According to Sharma, Delhi tops the list because a large number of people migrate to the city every year and also because the number of cases reported here are very high as compared to other states.

However, Sharma criticised police for undermining the cases related to missing children.

"In case of missing complaint pertaining to a child, cops are very reluctant to register a first information report (FIR) and are not much keen to investigate the matter," he said.

"Most such cases are generally overlooked by the investigating agencies, they don't take the case seriously like the other criminal cases and such cases are not even supervised by the senior officers."

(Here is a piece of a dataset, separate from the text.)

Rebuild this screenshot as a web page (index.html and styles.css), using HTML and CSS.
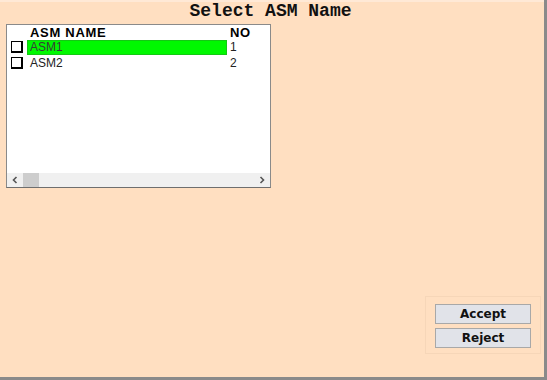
FILE: index.html
```html
<!DOCTYPE html>
<html lang="en">
<head>
    <meta charset="UTF-8">
    <title>Select ASM Name</title>
    <link rel="stylesheet" href="styles.css">
</head>
<body>
    <div class="window">
        <div class="title">Select ASM Name</div>

        <div class="listbox">
            <div class="row head">
                <span class="check-cell"></span>
                <span class="name-cell">ASM NAME</span>
                <span class="no-cell">NO</span>
            </div>
            <div class="row">
                <span class="check-cell"><span class="check"></span></span>
                <span class="name-cell selected">ASM1</span>
                <span class="no-cell">1</span>
            </div>
            <div class="row">
                <span class="check-cell"><span class="check"></span></span>
                <span class="name-cell">ASM2</span>
                <span class="no-cell">2</span>
            </div>

            <div class="hscroll">
                <span class="arrow">
                    <svg width="6" height="8" viewBox="0 0 6 8"><path d="M4.5 1 L1.5 4 L4.5 7" fill="none" stroke="#555" stroke-width="1.6"/></svg>
                </span>
                <span class="thumb"></span>
                <span class="track"></span>
                <span class="arrow">
                    <svg width="6" height="8" viewBox="0 0 6 8"><path d="M1.5 1 L4.5 4 L1.5 7" fill="none" stroke="#555" stroke-width="1.6"/></svg>
                </span>
            </div>
        </div>

        <div class="footer">
            <div class="actions">
                <button>Accept</button>
                <button>Reject</button>
            </div>
        </div>
    </div>
</body>
</html>
```

FILE: styles.css
```css
body {
    margin: 0;
    background-color: #ffdfc1;
    font-family: "Liberation Sans", Arial, sans-serif;
}
.window {
    width: 544px;
    height: 377px;
    border-right: 3px solid #8a8a8a;
    border-bottom: 3px solid #8a8a8a;
    background-color: #ffdfc1;
    box-shadow: inset 0 2px 0 #ffe9d6;
    display: flex;
    flex-direction: column;
}
.title {
    height: 24px;
    line-height: 22px;
    text-align: center;
    padding-right: 3px;
    font-family: "Liberation Mono", "Courier New", monospace;
    font-weight: bold;
    font-size: 18px;
    color: #111;
}
.listbox {
    margin-left: 6px;
    width: 265px;
    height: 164px;
    box-sizing: border-box;
    border: 1px solid #8a8a8a;
    border-bottom-color: #6e6e6e;
    background-color: white;
    display: flex;
    flex-direction: column;
}
.row {
    display: flex;
    height: 16px;
    align-items: center;
    font-size: 12px;
    color: #222;
}
.row.head {
    height: 14px;
    font-weight: bold;
    font-size: 13px;
    letter-spacing: 0.7px;
    color: #000;
}
.check-cell {
    width: 20px;
    height: 16px;
    display: flex;
    align-items: center;
    padding-left: 4px;
    box-sizing: border-box;
}
.check {
    width: 9px;
    height: 9px;
    border: 1px solid #000;
    border-right-width: 2px;
    border-bottom-width: 2px;
    background: white;
}
.name-cell {
    width: 200px;
    height: 15px;
    line-height: 15px;
    padding-left: 3px;
    box-sizing: border-box;
}
.name-cell.selected {
    background-color: #00f800;
    border: 1px solid #14c814;
    padding-left: 2px;
    line-height: 13px;
    color: #3a3a3a;
}
.no-cell {
    padding-left: 3px;
}
.hscroll {
    margin-top: auto;
    height: 14px;
    background-color: #f0f0f0;
    display: flex;
    align-items: center;
}
.arrow {
    width: 16px;
    height: 14px;
    display: flex;
    align-items: center;
    justify-content: center;
}
.thumb {
    width: 16px;
    height: 14px;
    background-color: #cdcdcd;
}
.track {
    flex: 1;
}
.footer {
    margin-top: auto;
    display: flex;
    justify-content: flex-end;
    padding-right: 3px;
    padding-bottom: 23px;
}
.actions {
    width: 116px;
    height: 58px;
    box-sizing: border-box;
    border: 1px solid #f6d6b8;
    padding: 7px 0 0 9px;
    display: flex;
    flex-direction: column;
    gap: 4px;
}
button {
    width: 96px;
    height: 20px;
    padding: 0;
    border: 1px solid #a8a8a8;
    background-color: #e1e3e9;
    font-family: "DejaVu Sans", Tahoma, sans-serif;
    font-weight: bold;
    font-size: 12px;
    color: #111;
}
```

Sharma said the commission had formulated the report on missing children after taking suo motu cognisance of the Nithari serial killings, in which 20 young girls and women were gruesomely raped and murdered at the Noida residence of businessman Moninder Singh Pandher.

"We have formulated a report in consultations with various ministries, NGOs, Delhi Police and National Crime Records Bureau (NCRB) and recommendations made in the report will be forwarded to relevant authorities across the states and union territories and the central government so that tracing and restoring missing children back to their families would become an easier task," he said.

The recommendations include setting up a missing person squad in every police station across the country with adequate resources, priority to missing cases, mandatory reporting of such cases to the National Commission for Protection of Child Rights (NCPCR) within 24 hours and involvement of NGOs and resident welfare associations in police investigations process.